Australia’s election campaign has become a battle of the sexes – with questions about the country’s first female Prime Minister’s marital status, lack of children and hairstyles key talking points.

Newspapers have devoted columns to Labour leader Julia Gillard’s fashion sense, while cartoonists have focused on her sharp nose and pendulous earlobes and journalists have questioned whether she will marry her live-in partner.

“Julia Gillard has been subject to some quite nasty attacks by the opposition and in the media,” Greens leader Senator Bob Brown told reporters in Canberra. “And I’m frankly disgusted by it.

Gender is set to be a key issue in the August 21 national poll, which puts 48-year-old atheist Gillard against the conservative Liberal Party leader Tony Abbott – a Roman Catholic, family man and father of three.

“It is a gender issue – the first female Prime Minister,” Roy Morgan pollster Michele Levine said. “But also we are seeing that there are more women’s issues being debated.”

While Ms Gillard’s popularity has plunged in the last week, putting her at risk of losing the election after only eight weeks in office, gender remains a key campaign theme, even if her appeal to women in the polls is losing its edge.

“We think that there has been a pronounced sex effect,” Newspoll’s Martin O’Shannessy said, adding that Ms Gillard’s “honeymoon” after wresting power from former Labour leader Kevin Rudd in a parliamentary party coup, had ended.

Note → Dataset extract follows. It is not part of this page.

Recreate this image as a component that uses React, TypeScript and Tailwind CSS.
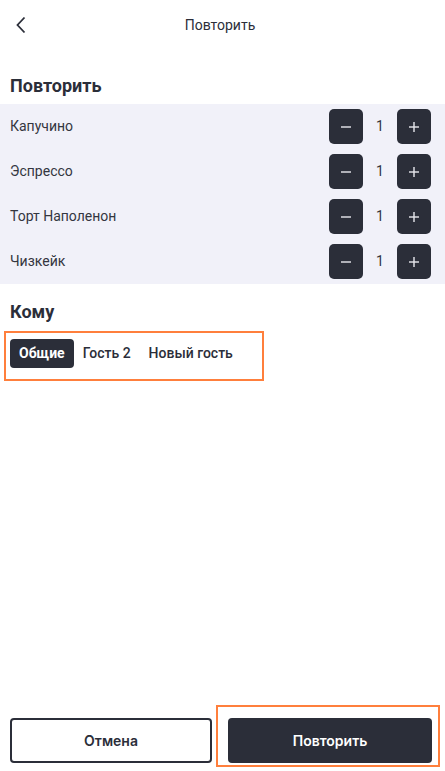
import { useState } from 'react';

type Item = { id: number; name: string; qty: number };

const initialItems: Item[] = [
  { id: 1, name: 'Капучино', qty: 1 },
  { id: 2, name: 'Эспрессо', qty: 1 },
  { id: 3, name: 'Торт Наполенон', qty: 1 },
  { id: 4, name: 'Чизкейк', qty: 1 }
];

const guests = ['Общие', 'Гость 2', 'Новый гость'];

function StepButton({ kind, onClick }: { kind: 'minus' | 'plus'; onClick: () => void }) {
  return (
    <button
      type="button"
      onClick={onClick}
      className="flex h-[35px] w-[34px] items-center justify-center rounded-[5px] bg-[#2b2e39] text-[#e8e8ee]"
    >
      <svg width="12" height="12" viewBox="0 0 12 12" fill="none" stroke="currentColor" strokeWidth="1.4">
        <path d="M1 6h10" />
        {kind === 'plus' && <path d="M6 1v10" />}
      </svg>
    </button>
  );
}

export default function App() {
  const [items, setItems] = useState(initialItems);
  const [guest, setGuest] = useState(0);

  const change = (id: number, delta: number) => {
    setItems((list) =>
      list.map((item) => (item.id === id ? { ...item, qty: Math.max(0, item.qty + delta) } : item))
    );
  };

  return (
    <div className="flex h-screen flex-col bg-white text-[#2b2e39]" style={{ fontFamily: 'Roboto, "Noto Sans", sans-serif' }}>
      {/* header */}
      <header className="flex h-[50px] shrink-0 items-center">
        <button type="button" className="flex w-[50px] items-center pl-[15px] text-[#2b2e39]">
          <svg width="12" height="18" viewBox="0 0 12 18" fill="none" stroke="currentColor" strokeWidth="1.8">
            <path d="M9.5 1.5 2.5 9l7 7.5" />
          </svg>
        </button>
        <h1 className="flex-1 text-center text-[14px] text-[#2b2e39]">Повторить</h1>
        <div className="w-[55px]" />
      </header>

      <h2 className="mt-[24px] mb-[6px] px-[10px] text-[18px] leading-[24px] font-bold">Повторить</h2>

      <section className="bg-[#f1f1f9]">
        {items.map((item) => (
          <div key={item.id} className="flex h-[45px] items-center pl-[10px] pr-[14px]">
            <span className="flex-1 text-[14px] text-[#34363f]">{item.name}</span>
            <StepButton kind="minus" onClick={() => change(item.id, -1)} />
            <span className="w-[34px] text-center text-[14px] text-[#34363f]">{item.qty}</span>
            <StepButton kind="plus" onClick={() => change(item.id, 1)} />
          </div>
        ))}
      </section>

      <h2 className="mt-[16px] px-[10px] text-[18px] leading-[24px] font-bold">Кому</h2>

      <div className="ml-[4px] mt-[7px] flex w-[260px] border-[2.5px] border-[#ff7f3c] pt-[6px] pb-[11px] pl-[4px]">
        {guests.map((g, i) => (
          <button
            key={g}
            type="button"
            onClick={() => setGuest(i)}
            className={
              i === guest
                ? 'h-[29px] rounded-[4px] bg-[#2b2e39] px-[9px] text-[14px] font-bold text-white'
                : 'h-[29px] rounded-[4px] px-[9px] text-[14px] font-medium text-[#2b2e39]'
            }
          >
            {g}
          </button>
        ))}
      </div>

      <div className="flex-1" />

      <footer className="flex gap-[16px] px-[10px] pb-[8px]" style={{ fontFamily: 'Inter, Roboto, sans-serif' }}>
        <button
          type="button"
          className="h-[45px] w-[202px] rounded-[4px] border-2 border-[#2b2e39] text-[14px] font-semibold text-[#2b2e39]"
        >
          Отмена
        </button>
        <div className="relative">
          <button
            type="button"
            className="h-[45px] w-[204px] rounded-[4px] bg-[#2b2e39] text-[14px] font-semibold text-white"
          >
            Повторить
          </button>
          <span className="pointer-events-none absolute -top-[13px] -right-[8px] -bottom-[4px] -left-[12px] border-[2.5px] border-[#ff7f3c]" />
        </div>
      </footer>
    </div>
  );
}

A Nielsen poll published showed that the early surge Ms Gillard had enjoyed among female voters has disappeared, with only 49 per cent of women now backing Labour against 51 for the Liberals.

But while Ms Gillard’s gender advantage in the polls may be fading, her sex remains front and centre of the election campaign.

“We seem to have spent a disturbing chunk of the past week discussing Julia Gillard’s ear lobes, hair, fashion sense and marital status,” wrote columnist Josh Gordon in the National Times.

“Perhaps this is merely a bizarre symptom of a campaign during which - let’s face it - not much has happened. But perhaps ... parts of Australia are uncomfortable with the idea of a woman as prime minister.”

Ms Gillard’s action man rival Mr Abbott, 52, often photographed in lycra cycling gear or brief Speedo swimming trunks, has his own problems with female voters – particularly after outspoken comments about abortion and virginity.

The staunch monarchist who once trained to become a Catholic priest, earning the nickname the Mad Monk, has played down the gender issue but still brings his wife and daughters on the campaign trail.

“I think there’s no doubt that the prime minister did get an initial honeymoon and I think there were a lot who were quite thrilled to see that there was no job in our country that a woman couldn’t get and do,” Mr Abbott said.

Andrew Hughes, a marketing lecturer at the Australian National University, said both candidates were playing to gender roles – with Ms Gillard holding babies while campaigning and Mr Abbott often flanked by his family.

For his part, Mr Abbott will have to tone down the macho image which was a perfect contrast against former rival Mr Rudd – a bespectacled intellectual – but would not work as well against Ms Gillard, Mr Hughes said.

“Tony Abbott now looks like he’s a dinosaur in a way... there he was on the beach in his Speedos and proud of it sort of thing, showing off his Aussie blokedom. And now that comes across as quite chauvinistic,” he said.

Meanwhile, Australia’s ex-Prime Minister Rudd has broken his silence for the first time since being ousted by Ms Gillard, throwing his weight behind his successor’s faltering election campaign.

Mr Rudd, who was deposed by Ms Gillard denied being the source of damaging leaks against his replacement and urged voters to return her ruling party to power in August 21 elections.

In what could prove to be a crucial fillip for Ms Gillard, Mr Rudd pledged to campaign for her centre-left Labour government and called on voters to get over the brutal manner in which the party dumped him.

“What’s done can’t be undone. And there are bigger things at stake, bigger things than K. Rudd’s future, and that’s the country’s future,” he told public broadcaster ABC radio.

Mr Rudd, who is recovering at home from gallbladder surgery last week, said he would campaign for Ms Gillard’s re-election in a bid to block conservative Liberal Party leader Tony Abbott from seizing power in the looming election.

Australian media has been rife with speculation that an angry Rudd was behind a series of destructive high-level leaks that undermined Ms Gillard’s campaign and policy positions in the last 10 days, a charge he denied.

Despite ousting him because she felt his administration had “lost its way”, Ms Gillard said she and Mr Rudd shared the same values and lauded him as a man of “enormous capability”.

Ms Gillard acknowledged public anger in Queensland about the way Rudd was ousted from power, saying she understood the state’s voters “have got a real affection and respect for Kevin”.